- _Exercise brief_:
Repeat, exactly and in full, the lines of the listing below, but without any pictures.

---------- Stored data ----------

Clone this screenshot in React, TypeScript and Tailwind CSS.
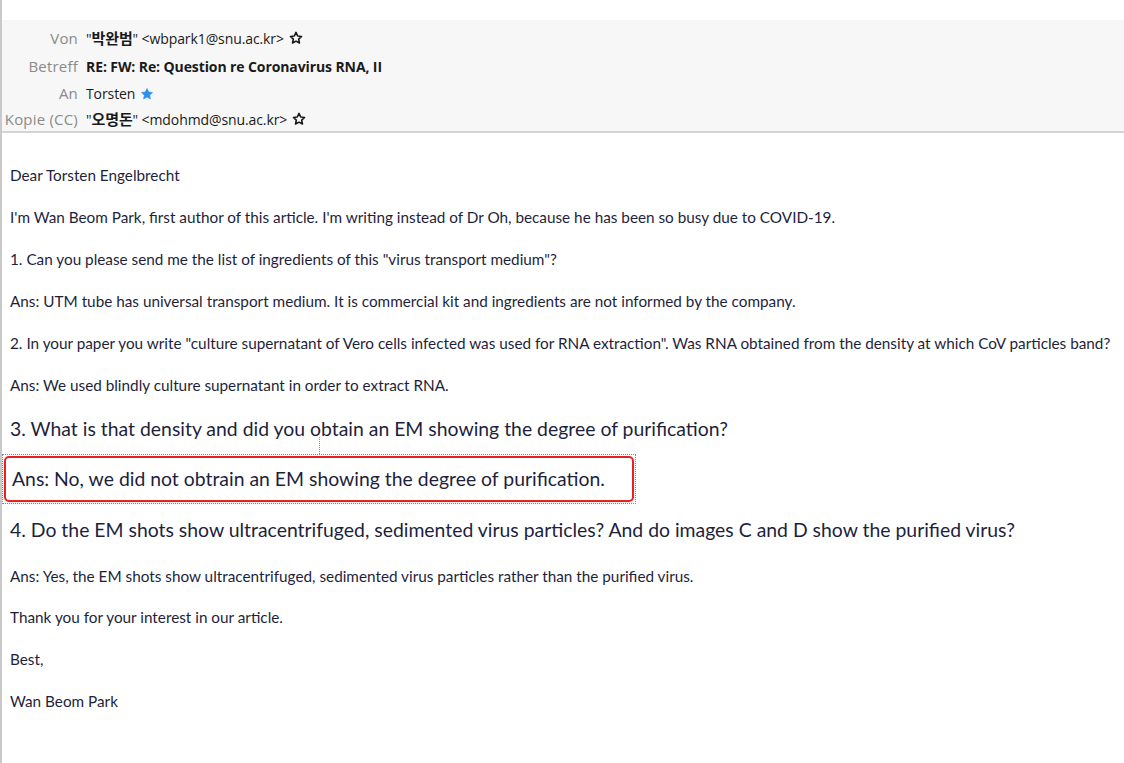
const headerFont = { fontFamily: '"Open Sans", "Noto Sans CJK KR", sans-serif' }
const korean = { fontFamily: '"Noto Sans CJK KR", sans-serif' }

function Star({ filled }: { filled?: boolean }) {
  return (
    <svg viewBox="0 0 24 24" className="ml-[5px] inline-block h-[14px] w-[14px]">
      <path
        d="M12 2.5l2.9 6.1 6.6.8-4.9 4.6 1.3 6.6L12 17.3l-5.9 3.3 1.3-6.6-4.9-4.6 6.6-.8z"
        fill={filled ? '#2b8ef0' : 'none'}
        stroke={filled ? '#2b8ef0' : '#1a1a1a'}
        strokeWidth={filled ? 1 : 2.8}
        strokeLinejoin="round"
      />
    </svg>
  )
}

function HeaderRow({ label, className = 'h-[27px]', children }: { label: string; className?: string; children: React.ReactNode }) {
  return (
    <div className={'flex items-center ' + className}>
      <div className="w-[76px] shrink-0 whitespace-nowrap text-right text-[15px] tracking-[0.2px] text-[#8a8a8a]">{label}</div>
      <div className="ml-[8px] flex items-center whitespace-nowrap text-[#1a1a1a]">{children}</div>
    </div>
  )
}

function Small({ children, className = '' }: { children: React.ReactNode; className?: string }) {
  return <p className={'h-[20px] whitespace-nowrap text-[15.3px] leading-[20px] ' + className}>{children}</p>
}

export default function App() {
  return (
    <div className="h-[763px] w-full overflow-hidden border-l-2 border-[#c9c9c9] bg-white">
      <div className="h-[20px]" />
      <div className="border-b-2 border-[#d4d4d6] bg-[#f7f7f7] pt-[3px] text-[14px] tracking-[-0.1px]" style={headerFont}>
        <HeaderRow label="Von" className="h-[30px]">
          <span>
            "<span className="text-[15px] font-semibold" style={korean}>박완범</span>" &lt;wbpark1@snu.ac.kr&gt;
          </span>
          <Star />
        </HeaderRow>
        <HeaderRow label="Betreff">
          <span className="font-bold">RE: FW: Re: Question re Coronavirus RNA, II</span>
        </HeaderRow>
        <HeaderRow label="An">
          <span>Torsten</span>
          <Star filled />
        </HeaderRow>
        <HeaderRow label="Kopie (CC)" className="h-[24px]">
          <span>
            "<span className="text-[15px] font-semibold" style={korean}>오명돈</span>" &lt;mdohmd@snu.ac.kr&gt;
          </span>
          <Star />
        </HeaderRow>
      </div>

      <div
        className="flex flex-col pl-[8px] pt-[32px] text-[#1e1f3d]"
        style={{ fontFamily: 'Lato, "Noto Sans", sans-serif' }}
      >
        <Small className="mb-[22px]">Dear Torsten Engelbrecht</Small>
        <Small className="mb-[22px]">
          I'm Wan Beom Park, first author of this article. I'm writing instead of Dr Oh, because he has been so busy due to COVID-19.
        </Small>
        <Small className="mb-[22px]">1. Can you please send me the list of ingredients of this "virus transport medium"?</Small>
        <Small className="mb-[22px]">
          Ans: UTM tube has universal transport medium. It is commercial kit and ingredients are not informed by the company.
        </Small>
        <Small className="mb-[22px]">
          2. In your paper you write "culture supernatant of Vero cells infected was used for RNA extraction". Was RNA obtained from the density at which CoV particles band?
        </Small>
        <Small>Ans: We used blindly culture supernatant in order to extract RNA.</Small>

        <p className="mt-[21px] h-[26px] whitespace-nowrap text-[19.4px] leading-[26px]">
          3. What is that density and did you obtain an EM showing the degree of purification?
        </p>

        <div className="relative -ml-[8px] mt-[12px] w-[634px] border border-dotted border-[#8c8c8c] p-px">
          <div className="absolute -top-[18px] left-[316px] h-[17px] border-l border-dotted border-[#8c8c8c]" />
          <div className="flex h-[46px] items-center rounded-[5px] border-2 border-[#e52222] pl-[6px] shadow-[0_1px_3px_rgba(0,0,0,0.15)]">
            <span className="whitespace-nowrap text-[19.4px] leading-[26px]">
              Ans: No, we did not obtrain an EM showing the degree of purification.
            </span>
          </div>
        </div>

        <p className="mt-[13px] h-[26px] whitespace-nowrap text-[19.4px] leading-[26px]">
          4. Do the EM shots show ultracentrifuged, sedimented virus particles? And do images C and D show the purified virus?
        </p>

        <Small className="mb-[21px] mt-[23px]">
          Ans: Yes, the EM shots show ultracentrifuged, sedimented virus particles rather than the purified virus.
        </Small>
        <Small className="mb-[22px]">Thank you for your interest in our article.</Small>
        <Small className="mb-[22px]">Best,</Small>
        <Small>Wan Beom Park</Small>
      </div>
    </div>
  )
}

----------

- _Response to this task_:
Clone this screenshot in React, TypeScript and Tailwind CSS.
const headerFont = { fontFamily: '"Open Sans", "Noto Sans CJK KR", sans-serif' }
const korean = { fontFamily: '"Noto Sans CJK KR", sans-serif' }

function Star({ filled }: { filled?: boolean }) {
  return (
    <svg viewBox="0 0 24 24" className="ml-[5px] inline-block h-[14px] w-[14px]">
      <path
        d="M12 2.5l2.9 6.1 6.6.8-4.9 4.6 1.3 6.6L12 17.3l-5.9 3.3 1.3-6.6-4.9-4.6 6.6-.8z"
        fill={filled ? '#2b8ef0' : 'none'}
        stroke={filled ? '#2b8ef0' : '#1a1a1a'}
        strokeWidth={filled ? 1 : 2.8}
        strokeLinejoin="round"
      />
    </svg>
  )
}

function HeaderRow({ label, className = 'h-[27px]', children }: { label: string; className?: string; children: React.ReactNode }) {
  return (
    <div className={'flex items-center ' + className}>
      <div className="w-[76px] shrink-0 whitespace-nowrap text-right text-[15px] tracking-[0.2px] text-[#8a8a8a]">{label}</div>
      <div className="ml-[8px] flex items-center whitespace-nowrap text-[#1a1a1a]">{children}</div>
    </div>
  )
}

function Small({ children, className = '' }: { children: React.ReactNode; className?: string }) {
  return <p className={'h-[20px] whitespace-nowrap text-[15.3px] leading-[20px] ' + className}>{children}</p>
}

export default function App() {
  return (
    <div className="h-[763px] w-full overflow-hidden border-l-2 border-[#c9c9c9] bg-white">
      <div className="h-[20px]" />
      <div className="border-b-2 border-[#d4d4d6] bg-[#f7f7f7] pt-[3px] text-[14px] tracking-[-0.1px]" style={headerFont}>
        <HeaderRow label="Von" className="h-[30px]">
          <span>
            "<span className="text-[15px] font-semibold" style={korean}>박완범</span>" &lt;wbpark1@snu.ac.kr&gt;
          </span>
          <Star />
        </HeaderRow>
        <HeaderRow label="Betreff">
          <span className="font-bold">RE: FW: Re: Question re Coronavirus RNA, II</span>
        </HeaderRow>
        <HeaderRow label="An">
          <span>Torsten</span>
          <Star filled />
        </HeaderRow>
        <HeaderRow label="Kopie (CC)" className="h-[24px]">
          <span>
            "<span className="text-[15px] font-semibold" style={korean}>오명돈</span>" &lt;mdohmd@snu.ac.kr&gt;
          </span>
          <Star />
        </HeaderRow>
      </div>

      <div
        className="flex flex-col pl-[8px] pt-[32px] text-[#1e1f3d]"
        style={{ fontFamily: 'Lato, "Noto Sans", sans-serif' }}
      >
        <Small className="mb-[22px]">Dear Torsten Engelbrecht</Small>
        <Small className="mb-[22px]">
          I'm Wan Beom Park, first author of this article. I'm writing instead of Dr Oh, because he has been so busy due to COVID-19.
        </Small>
        <Small className="mb-[22px]">1. Can you please send me the list of ingredients of this "virus transport medium"?</Small>
        <Small className="mb-[22px]">
          Ans: UTM tube has universal transport medium. It is commercial kit and ingredients are not informed by the company.
        </Small>
        <Small className="mb-[22px]">
          2. In your paper you write "culture supernatant of Vero cells infected was used for RNA extraction". Was RNA obtained from the density at which CoV particles band?
        </Small>
        <Small>Ans: We used blindly culture supernatant in order to extract RNA.</Small>

        <p className="mt-[21px] h-[26px] whitespace-nowrap text-[19.4px] leading-[26px]">
          3. What is that density and did you obtain an EM showing the degree of purification?
        </p>

        <div className="relative -ml-[8px] mt-[12px] w-[634px] border border-dotted border-[#8c8c8c] p-px">
          <div className="absolute -top-[18px] left-[316px] h-[17px] border-l border-dotted border-[#8c8c8c]" />
          <div className="flex h-[46px] items-center rounded-[5px] border-2 border-[#e52222] pl-[6px] shadow-[0_1px_3px_rgba(0,0,0,0.15)]">
            <span className="whitespace-nowrap text-[19.4px] leading-[26px]">
              Ans: No, we did not obtrain an EM showing the degree of purification.
            </span>
          </div>
        </div>

        <p className="mt-[13px] h-[26px] whitespace-nowrap text-[19.4px] leading-[26px]">
          4. Do the EM shots show ultracentrifuged, sedimented virus particles? And do images C and D show the purified virus?
        </p>

        <Small className="mb-[21px] mt-[23px]">
          Ans: Yes, the EM shots show ultracentrifuged, sedimented virus particles rather than the purified virus.
        </Small>
        <Small className="mb-[22px]">Thank you for your interest in our article.</Small>
        <Small className="mb-[22px]">Best,</Small>
        <Small>Wan Beom Park</Small>
      </div>
    </div>
  )
}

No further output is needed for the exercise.